To my surprise, Shakeel seemed to have no time for Bin Laden, although he does not believe he was responsible for the 9/11 attacks.
“I heard that planes had crashed into the Twin Towers. I thought it was very bad that so many civilians had been killed. But afterwards I was told it was America’s own government that had arranged the attack.”
How could that have happened? “Money can make wonders.”
But why would America have wanted to do such a thing?
“There is a strong lobby in the USA that opposes President Bush. He wanted to attack Afghanistan and Iraq. He had to justify that to his own people.”
Then I asked if he had heard about the 7/7 bombings in London. “I heard that an Underground train was bombed. It pains me when innocents are killed. It pains me.”
When the Islamic Rage Boy phenomenon took off and Shakeel had his face reproduced all over the world, the local police got worried and brought him in for questioning.
“They had photocopies from the internet which they showed to me.”
They told Shakeel to stop going on demonstrations but he refused.
He says he was brought before one of Srinagar’s most senior police officers, who offered him an administrative job in the government, and said he would find him a girl to marry. I believe him – Indian authorities have a habit of trying to rehabilitate militants who are no longer an obvious threat.

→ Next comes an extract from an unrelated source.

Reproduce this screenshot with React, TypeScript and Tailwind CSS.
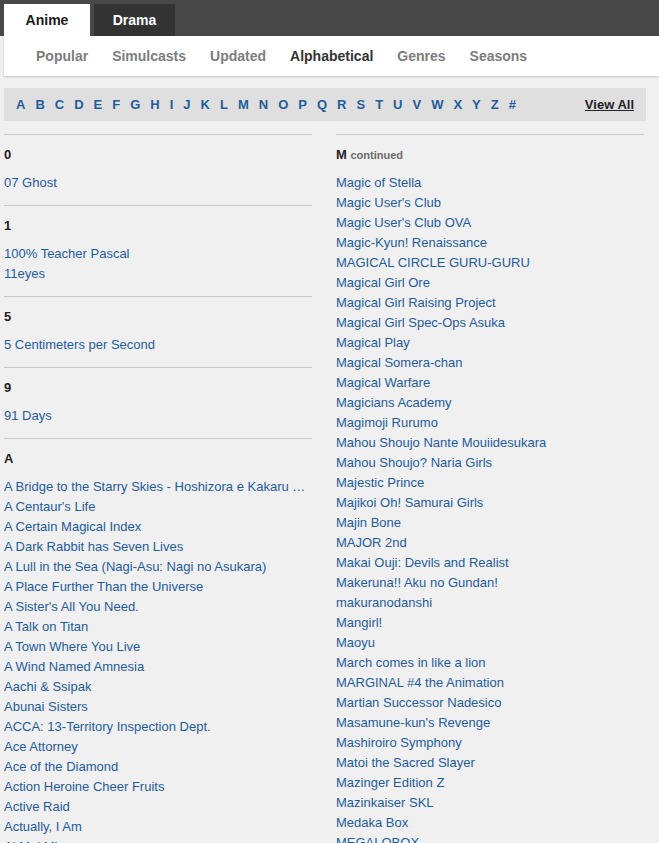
import React from 'react';

type Section = {
  heading: string;
  items: string[];
};

const LETTERS = ['A', 'B', 'C', 'D', 'E', 'F', 'G', 'H', 'I', 'J', 'K', 'L', 'M', 'N', 'O', 'P', 'Q', 'R', 'S', 'T', 'U', 'V', 'W', 'X', 'Y', 'Z', '#'];

const NAV = ['Popular', 'Simulcasts', 'Updated', 'Alphabetical', 'Genres', 'Seasons'];

const LEFT: Section[] = [
  { heading: '0', items: ['07 Ghost'] },
  { heading: '1', items: ['100% Teacher Pascal', '11eyes'] },
  { heading: '5', items: ['5 Centimeters per Second'] },
  { heading: '9', items: ['91 Days'] },
  {
    heading: 'A',
    items: [
      'A Bridge to the Starry Skies - Hoshizora e Kakaru Hashi',
      "A Centaur's Life",
      'A Certain Magical Index',
      'A Dark Rabbit has Seven Lives',
      'A Lull in the Sea (Nagi-Asu: Nagi no Asukara)',
      'A Place Further Than the Universe',
      "A Sister's All You Need.",
      'A Talk on Titan',
      'A Town Where You Live',
      'A Wind Named Amnesia',
      'Aachi & Ssipak',
      'Abunai Sisters',
      'ACCA: 13-Territory Inspection Dept.',
      'Ace Attorney',
      'Ace of the Diamond',
      'Action Heroine Cheer Fruits',
      'Active Raid',
      'Actually, I Am',
      'Ai Mai Mi',
    ],
  },
];

const RIGHT = [
  'Magic of Stella',
  "Magic User's Club",
  "Magic User's Club OVA",
  'Magic-Kyun! Renaissance',
  'MAGICAL CIRCLE GURU-GURU',
  'Magical Girl Ore',
  'Magical Girl Raising Project',
  'Magical Girl Spec-Ops Asuka',
  'Magical Play',
  'Magical Somera-chan',
  'Magical Warfare',
  'Magicians Academy',
  'Magimoji Rurumo',
  'Mahou Shoujo Nante Mouiidesukara',
  'Mahou Shoujo? Naria Girls',
  'Majestic Prince',
  'Majikoi Oh! Samurai Girls',
  'Majin Bone',
  'MAJOR 2nd',
  'Makai Ouji: Devils and Realist',
  'Makeruna!! Aku no Gundan!',
  'makuranodanshi',
  'Mangirl!',
  'Maoyu',
  'March comes in like a lion',
  'MARGINAL #4 the Animation',
  'Martian Successor Nadesico',
  "Masamune-kun's Revenge",
  'Mashiroiro Symphony',
  'Matoi the Sacred Slayer',
  'Mazinger Edition Z',
  'Mazinkaiser SKL',
  'Medaka Box',
  'MEGALOBOX',
];

const ItemList = ({ items }: { items: string[] }) => (
  <ul className="mt-[8px] mb-[12px]">
    {items.map(item => (
      <li key={item} className="h-[20px] leading-[20px] text-[13px] text-[#1f5c9c] truncate">
        {item}
      </li>
    ))}
  </ul>
);

export default function App() {
  return (
    <div className="min-h-screen bg-[#f0f0f0] font-['Liberation_Sans',Arial,sans-serif]">
      <div className="bg-[#484848] h-[36px] pl-[4px] pt-[4px] flex gap-[4px]">
        <div className="w-[86px] h-[32px] bg-white flex items-center justify-center text-[14px] font-bold text-[#1a1a1a]">Anime</div>
        <div className="w-[81px] h-[32px] bg-[#333333] flex items-center justify-center text-[14px] font-bold text-white">Drama</div>
      </div>
      <div className="ml-[4px] h-[40px] bg-white shadow-[0_1px_2px_rgba(0,0,0,0.2)] flex items-center pl-[32px] gap-[24px]">
        {NAV.map(n => (
          <span key={n} className={`text-[14px] font-bold ${n === 'Alphabetical' ? 'text-[#333333]' : 'text-[#7d7d7d]'}`}>
            {n}
          </span>
        ))}
      </div>
      <div className="pl-[4px] pr-[13px] pt-[12px]">
        <div className="h-[33px] bg-[#dfdfdf] flex items-center pl-[12px] pr-[12px]">
          <div className="flex gap-[10px] text-[13px] font-bold text-[#1f5c9c]">
            {LETTERS.map(l => (
              <span key={l}>{l}</span>
            ))}
          </div>
          <span className="ml-auto text-[13px] font-bold text-[#222] underline">View All</span>
        </div>
        <div className="flex gap-[24px] mt-[13px] pr-[1px]">
          <div className="w-[308px]">
            {LEFT.map(s => (
              <div key={s.heading} className="border-t border-[#c8c8c8] pt-[10px]">
                <h3 className="h-[20px] leading-[20px] text-[13px] font-bold text-[#222]">{s.heading}</h3>
                <ItemList items={s.items} />
              </div>
            ))}
          </div>
          <div className="w-[308px]">
            <div className="border-t border-[#c8c8c8] pt-[10px]">
              <h3 className="h-[20px] leading-[20px] text-[13px] font-bold text-[#222]">
                M <span className="text-[11px] text-[#6b6b6b]">continued</span>
              </h3>
              <ItemList items={RIGHT} />
            </div>
          </div>
        </div>
      </div>
    </div>
  );
}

“They said they would drop all the cases against me if I quit going to demos.” He refused.
I suggested to Shakeel that he must have been tempted by the prospect of a job and a wife – he was unlikely ever to get such a good opportunity again. He looked shy and covered his face with his hands.
“I want to marry a non-Muslim woman and convert her to Islam.”
Why? I asked.
In a moment that might have come straight out of the Borat film, he answered in a soft, serious voice: “I have been told that if I can convince a non-Muslim woman to marry me – but not convert her by force – then there will be a place for me in heaven.”
I suggested there might be some suitable candidates in Britain. “If the offer comes,” Shakeel said, “I am ready to accept it.”
Did he ever use the internet? “I don’t have knowledge of it. I cannot go to the internet shops and spend 30 rupees an hour.
I never board a bus, I walk to the city centre if I am going to a protest. I don’t smoke and I don’t take tea from tea stalls. If I need some money, I have to ask my brothers to give it to me.”
Since he is unable to read properly, I had presumed that Shakeel would have a limited idea of the extent of his internet fame. But he showed me a pair of folders.
Some friends had trawled through different sites and printed off computer-altered pictures of him.
Shakeel leafed through the pages: Islamic Rage Boy on clothes, being force-fed a pork chop, as a vampire, as a beer bottle, as a woman in a bikini, as ‘Jihady Idol’, as ‘Adolf Mohammed Rage Boy’, distended and jabbing his finger at a photographer above a quote from Christopher Hitchens: “It’s impossible to satisfy Rage Boy and his ilk. It’s stupid to try.”
One picture showed what looked like an American preacher holding a microphone while wearing a Rage Boy baseball cap. Shakeel stopped on an image of his face superimposed on a pig.
He looked profoundly shocked and upset by this picture. What did he feel?
“I surely get hurt when I see these pictures,” he said. “This is terrorism for me. The people who do this are showing their own culture, so why do they tell us that we are uncivilised?’
I asked what would stop him protesting. What would satisfy him? “If peace were to prevail in the entire world and people would understand the message of the Koran. You can’t bring peace by beating the drums or killing people,” he replied.